Drummond, 67, used to provide security at schools as a police officer; now he sat in a hotel and watched the images. During his tenure, there had been no rampage at any of his schools; only once had he had to confiscate a gun. Drummond says he realized he had been lucky. Then, he says, he reached for the notepad meant for ordering breakfast. While the snow fell outside, Drummond drew lines on the paper, he says. That's how he came up with the first sketch of a desk where children could hide in case of an attack. Drummond is a believer. Today, he calls his idea an inspiration from God.


As he talks about it, he sits in front of his laptop in the U.S. state of Mississippi and looks a little upset. He wears a three-day beard and a polo shirt with the inscription "Defend Our Children“.

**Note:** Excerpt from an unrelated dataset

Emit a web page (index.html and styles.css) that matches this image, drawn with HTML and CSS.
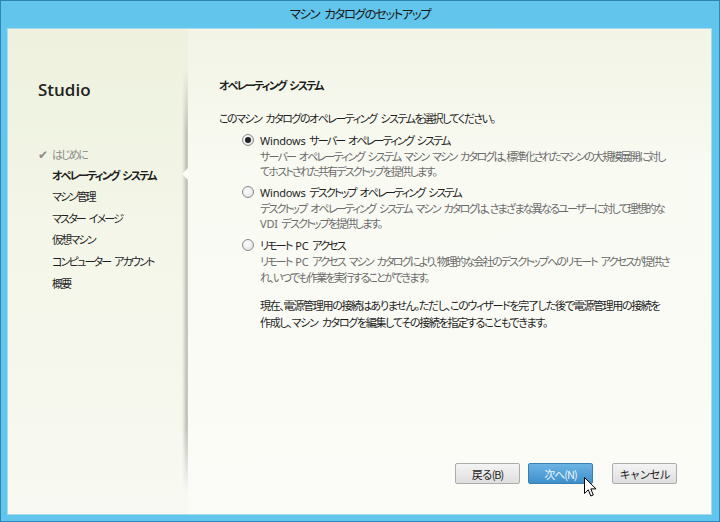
FILE: index.html
```html
<!DOCTYPE html>
<html lang="ja">
<head>
    <meta charset="UTF-8">
    <title>マシン カタログのセットアップ</title>
    <link rel="stylesheet" href="styles.css">
</head>
<body>
    <div class="window">
        <div class="titlebar">マシン カタログのセットアップ</div>
        <div class="client">
            <aside class="sidebar">
                <div class="brand">Studio</div>
                <ul class="steps">
                    <li class="done"><span class="check">✔</span>はじめに</li>
                    <li class="current">オペレーティング システム</li>
                    <li>マシン管理</li>
                    <li>マスター イメージ</li>
                    <li>仮想マシン</li>
                    <li>コンピューター アカウント</li>
                    <li>概要</li>
                </ul>
                <span class="notch"></span>
            </aside>

            <main class="page">
                <h1>オペレーティング システム</h1>
                <p class="lead">このマシン カタログのオペレーティング システムを選択してください。</p>

                <div class="options">
                    <div class="option">
                        <span class="radio checked"></span>
                        <div>
                            <div class="label"><span class="latin">Windows</span> サーバー オペレーティング システム</div>
                            <div class="desc">サーバー オペレーティング システム マシン マシン カタログは、標準化されたマシンの大規模展開に対し<br>てホストされた共有デスクトップを提供します。</div>
                        </div>
                    </div>
                    <div class="option">
                        <span class="radio"></span>
                        <div>
                            <div class="label"><span class="latin">Windows</span> デスクトップ オペレーティング システム</div>
                            <div class="desc">デスクトップ オペレーティング システム マシン カタログは、さまざまな異なるユーザーに対して理想的な<br><span class="latin">VDI</span> デスクトップを提供します。</div>
                        </div>
                    </div>
                    <div class="option">
                        <span class="radio"></span>
                        <div>
                            <div class="label">リモート <span class="latin">PC</span> アクセス</div>
                            <div class="desc">リモート <span class="latin">PC</span> アクセス マシン カタログにより、物理的な会社のデスクトップへのリモート アクセスが提供さ<br>れ、いつでも作業を実行することができます。</div>
                        </div>
                    </div>
                    <p class="note">現在、電源管理用の接続はありません。ただし、このウィザードを完了した後で電源管理用の接続を<br>作成し、マシン カタログを編集してその接続を指定することもできます。</p>
                </div>

                <div class="buttons">
                    <button class="btn">戻る(B)</button>
                    <button class="btn primary">次へ(N)</button>
                    <button class="btn cancel">キャンセル</button>
                </div>
            </main>

            <svg class="cursor" width="13" height="21" viewBox="0 0 13 21">
                <path d="M0.5 0.5 L0.5 16.5 L4.3 12.8 L6.8 19 L9.3 18 L6.8 11.9 L12 11.9 Z" fill="#fff" stroke="#000" stroke-width="1"/>
            </svg>
        </div>
    </div>
</body>
</html>
```

FILE: styles.css
```css
* {
    margin: 0;
    padding: 0;
    box-sizing: border-box;
}

body {
    font-family: "Noto Sans CJK JP", "Noto Sans", sans-serif;
    font-feature-settings: "palt";
    font-size: 11px;
    letter-spacing: -1.8px;
    word-spacing: 3px;
    color: #1e1e1e;
    background: #2f8fbf;
}

.latin {
    font-family: "Noto Sans", sans-serif;
    letter-spacing: -0.2px;
}

.window {
    width: 720px;
    height: 522px;
    background: #62c5eb;
    border: 1px solid #2d86b3;
    display: flex;
    flex-direction: column;
}

.titlebar {
    height: 27px;
    line-height: 26px;
    text-align: center;
    font-size: 12.5px;
    letter-spacing: -1.5px;
    word-spacing: 4px;
    color: #1a1a1a;
}

.client {
    flex: 1;
    margin: 0 7px 6px 6px;
    border: 1px solid #a9dbee;
    display: flex;
    position: relative;
    overflow: hidden;
    background: linear-gradient(180deg, #f2f4e6 0%, #f9faf2 30%, #fbfcf7 100%);
}

.sidebar {
    width: 180px;
    flex-shrink: 0;
    position: relative;
    background: linear-gradient(180deg, #edf1dd 0%, #f3f6e8 40%, #f8f9f2 100%);
}

.sidebar::after {
    content: "";
    position: absolute;
    right: 0;
    top: 40px;
    bottom: 22px;
    width: 6px;
    background: linear-gradient(90deg, rgba(200, 202, 194, 0), rgba(170, 172, 166, 0.8) 85%, #d8dad4);
    -webkit-mask-image: linear-gradient(180deg, transparent, #000 15%, #000 85%, transparent);
    mask-image: linear-gradient(180deg, transparent, #000 15%, #000 85%, transparent);
}

.brand {
    font-family: "Open Sans", "Noto Sans", sans-serif;
    font-size: 17px;
    font-weight: 600;
    letter-spacing: 0;
    color: #222;
    padding: 49px 0 0 30px;
}

.steps {
    list-style: none;
    margin-top: 42px;
    padding-left: 44px;
}

.steps li {
    height: 21.6px;
    line-height: 21.6px;
    white-space: nowrap;
}

.steps .done {
    color: #8c8c8c;
    margin-left: -14px;
}

.check {
    display: inline-block;
    width: 14px;
    font-size: 12px;
    letter-spacing: 0;
    color: #8c8c8c;
}

.steps .current {
    font-weight: 700;
}

.notch {
    position: absolute;
    right: 0;
    top: 139px;
    z-index: 1;
    width: 0;
    height: 0;
    border-top: 6px solid transparent;
    border-bottom: 6px solid transparent;
    border-right: 6px solid #fbfcf7;
}

.page {
    flex: 1;
    min-width: 0;
    display: flex;
    flex-direction: column;
    padding: 48px 0 0 31px;
}

h1 {
    font-size: 11px;
    font-weight: 700;
    line-height: 16px;
}

.lead {
    margin-top: 17px;
    line-height: 16px;
    letter-spacing: -1.5px;
}

.options {
    margin-top: 6px;
    padding-left: 23px;
    display: flex;
    flex-direction: column;
    gap: 6px;
}

.option {
    display: flex;
    gap: 6px;
}

.radio {
    width: 12px;
    height: 12px;
    margin-top: 2px;
    border-radius: 50%;
    border: 1px solid #8a8a8a;
    background: radial-gradient(circle at 40% 35%, #ffffff, #dcdcdc);
    flex-shrink: 0;
    display: flex;
    align-items: center;
    justify-content: center;
}

.radio.checked::after {
    content: "";
    width: 6px;
    height: 6px;
    border-radius: 50%;
    background: #222;
}

.label {
    line-height: 16px;
}

.desc {
    line-height: 14.5px;
    color: #6b6b6b;
    white-space: nowrap;
}

.note {
    margin: 7px 0 0 18px;
    line-height: 17px;
    letter-spacing: -1.3px;
    white-space: nowrap;
}

.buttons {
    margin-top: auto;
    margin-bottom: 30px;
    padding-right: 34px;
    display: flex;
    justify-content: flex-end;
}

.btn {
    width: 65px;
    height: 21px;
    font-family: inherit;
    font-size: 11px;
    letter-spacing: -1px;
    color: #1e1e1e;
    border: 1px solid #acacac;
    border-radius: 2px;
    background: linear-gradient(180deg, #f4f4f4, #dedede);
    margin-left: 8px;
}

.btn.primary {
    color: #eef6fc;
    border-color: #3a7fb4;
    background: linear-gradient(180deg, #6bb4e4, #3e8fcb);
}

.btn.cancel {
    margin-left: 19px;
}

.cursor {
    position: absolute;
    left: 576px;
    top: 448px;
}
```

Back home, he went straight to the garage, Drummond says, taking sheets of plywood, gluing them, cutting up scraps of steel and welding them together. From this, he built the first model: a box with a plate on top, inside the box a door through which you can get inside. Then he rehearsed the emergency procedure with his wife, Drummond says, folding his hands into a gun, entering the garage, Nancy shouting "gun" and quickly disappearing into the desk. It took her a little more than a second, Drummond says, he timed.


A few months later, Drummond and his son Donald applied for a patent. March 17, 2020, the certificate reads, "Desk with ballistic material attached thereto," U.S. Patent Number 10,591,258.


Ballistic material is often made of aramid, a synthetic fiber that is also used to make bulletproof vests. It's more tear-resistant than steel, so when a bullet hits it, the fibers catch it and lessen the impact force. Drummond knows his stuff; before becoming a police officer, he developed components for military helicopters and soldiers' helmets. The table's material has a safety rating of three out of eight, according to the U.S. Department of Justice, Drummond says. A .44-caliber revolver could not puncture it.


Drummond hired a Chicago firm to build a prototype from his sketches. Powder-coated steel with a core of aramid fiber, the tabletop measures 84 by 61 centimeters, weight: 59 kilograms. The table fits through the door of a classroom and can be moved when cleaning. It comes in six pieces, requiring only a rivet gun, a wrench and ten minutes of time to assemble.


A single desk costs $1800, Drummond says, which is about four times as much as a traditional desk, but he can imagine a volume discount.


The first "Defender Safe Space Desk" has been sitting in Drummond's garage for a few weeks, next to his sky-blue Chevrolet. Now Drummond's story falters, and the inventor seems baffled. He hunches his shoulders. How will he get the desk to the schools? Drummond says he doesn't want wealthy schools to buy the table and poor schools to go away empty-handed.


He's trying a foundation, named like the slogan on his T-shirt, "Defend Our Children." Drummond wants donations to fund the construction of the tables so he can then give them to schools for free. He has set up an account on the website GoFundMe, and production of the tables is expected to start at 151,000 dollars raised. So far, $60 has been received.

He doesn't understand, Drummond says, why he receives little support. Why his country can't get a handle on the problem. In the recent past, there have been an average of 15 shootings per year in U.S. schools with at least one person injured. The perpetrators are often former or active students, usually white and almost always male. The already strict gun laws in the U.S. are not the solution, Drummond says; those who want a gun get one, despite all the rules.


His desk is the solution, he says. And better supervision of students, because what turns a child into a spree killer is bullying, mental illness or desperation, not access to weapons. That's what happened in the rampage at Marjory Stoneman Douglas High School.

The 19-year-old perpetrator had used an AR-15 assault rifle in the attack at his former school; he had previously purchased it legally at a gun store.


His desk would not yet hold up to an assault rifle, Drummond says. But an upgraded version is already planned, he says. As soon as enough donations come in, he can have it produced.